Disclaimer: I have family in London, the youngest of whom is a British citizen even, and I tend to hate them being screwed over.
True, but what is legal and what is acceptable though are two different things. Those who voted leave would feel thoroughly betrayed if it was revoked (especially at this late stage) and big questions about how parliamentary democracy is performed would be asked.
Well, that’s not all that sure at this point anymore. It was a stupid
hard fork referendum with simple majority and it ended up a real narrow win even against all the heaps of promises that are now clear would not be kept. That’s plenty of reason to think the ratio between stay and leave might’ve changed significantly.
That is true, but is Brexit more acceptable (with the current knowledge of it)? A difficult decision to make…

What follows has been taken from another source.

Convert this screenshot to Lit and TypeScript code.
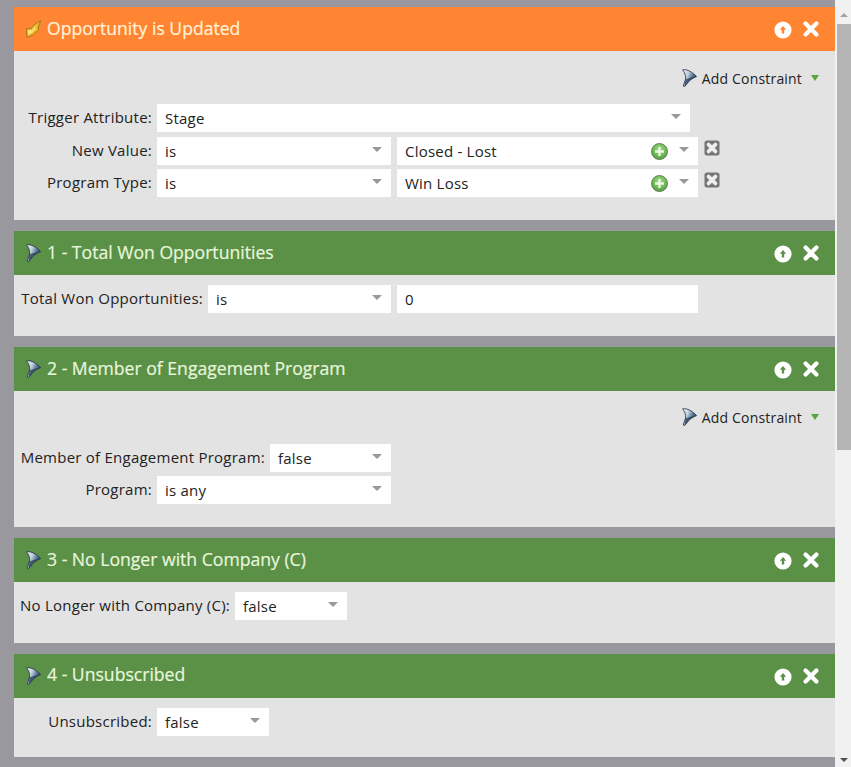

My opinion is that we have made our bed and now we need to lie in it. There will be pros and cons of leaving and there will certainly be a shock to the economy. However, longer term rebuilding will inevitably start and a new chapter can begin. Sometimes a shake up seeds new ideas and change.
Backing out at the 11th hour, after all of the pain over the last 3 years, with a nation still divided and democracy on the edge of an abyss… what positive result can come from this? I feel we just need to see where leaving takes us now and try to make the most of it (ofc, many will not share my opinion though!).
Exactly. The nation is already screwed with regards to politics, government, and so on. But going forward in the current state (no deal, nothing) will screw it over economically as well. It’s not something worth experimenting over “well, let see where it leads” style. Sometimes cutting losses and backing out is the best one can do.
What I majorly can’t understand is, what’s the big deal about asking the people again? I would understand the unwillingness if things were going swell but it’s an inglorious clusterfuck so pushing it with such vehemence without knowing people are still on board with the idea is anything but justified.
The goverments are much more less popular after few months after election. So if they allow another EU referrendum, they will show that it is worth to go to the streets and demonstrate…Unfortunetelly they do not want.
I thought that they will have rights like Switzerland and Norway or better, but EU do not want show, that it is worth to leave EU, so they push GB to no leave EU or with quite bad deal.
Oops. Didn’t mean too. I was originally commenting on the weakness of the current internet to operate under load/dos-ish use.
The big deal with this is that if the people vote for something the leaders dont won’t they will just faff about for 2/3 years and say we told you so listen to us we know what’s best for you. No thanks.
Yeah. The deal is that it renders referendum results irrelevant as long as the leaders (and the string-pullers) decide they will turn it into a lasting misery to fix everyone’s mind and then let them vote again, and again, and again until we get the desired result.
It’s also noteworthy that the stayers point to the current state as an argument against Brexit, when in reality, it’s just an argument against the people who should (not) make the Brexit happen.
If we really wanna act like democracy matters, then Brexit should happen and England should get to vote about joining the EU again. Silly as it sounds.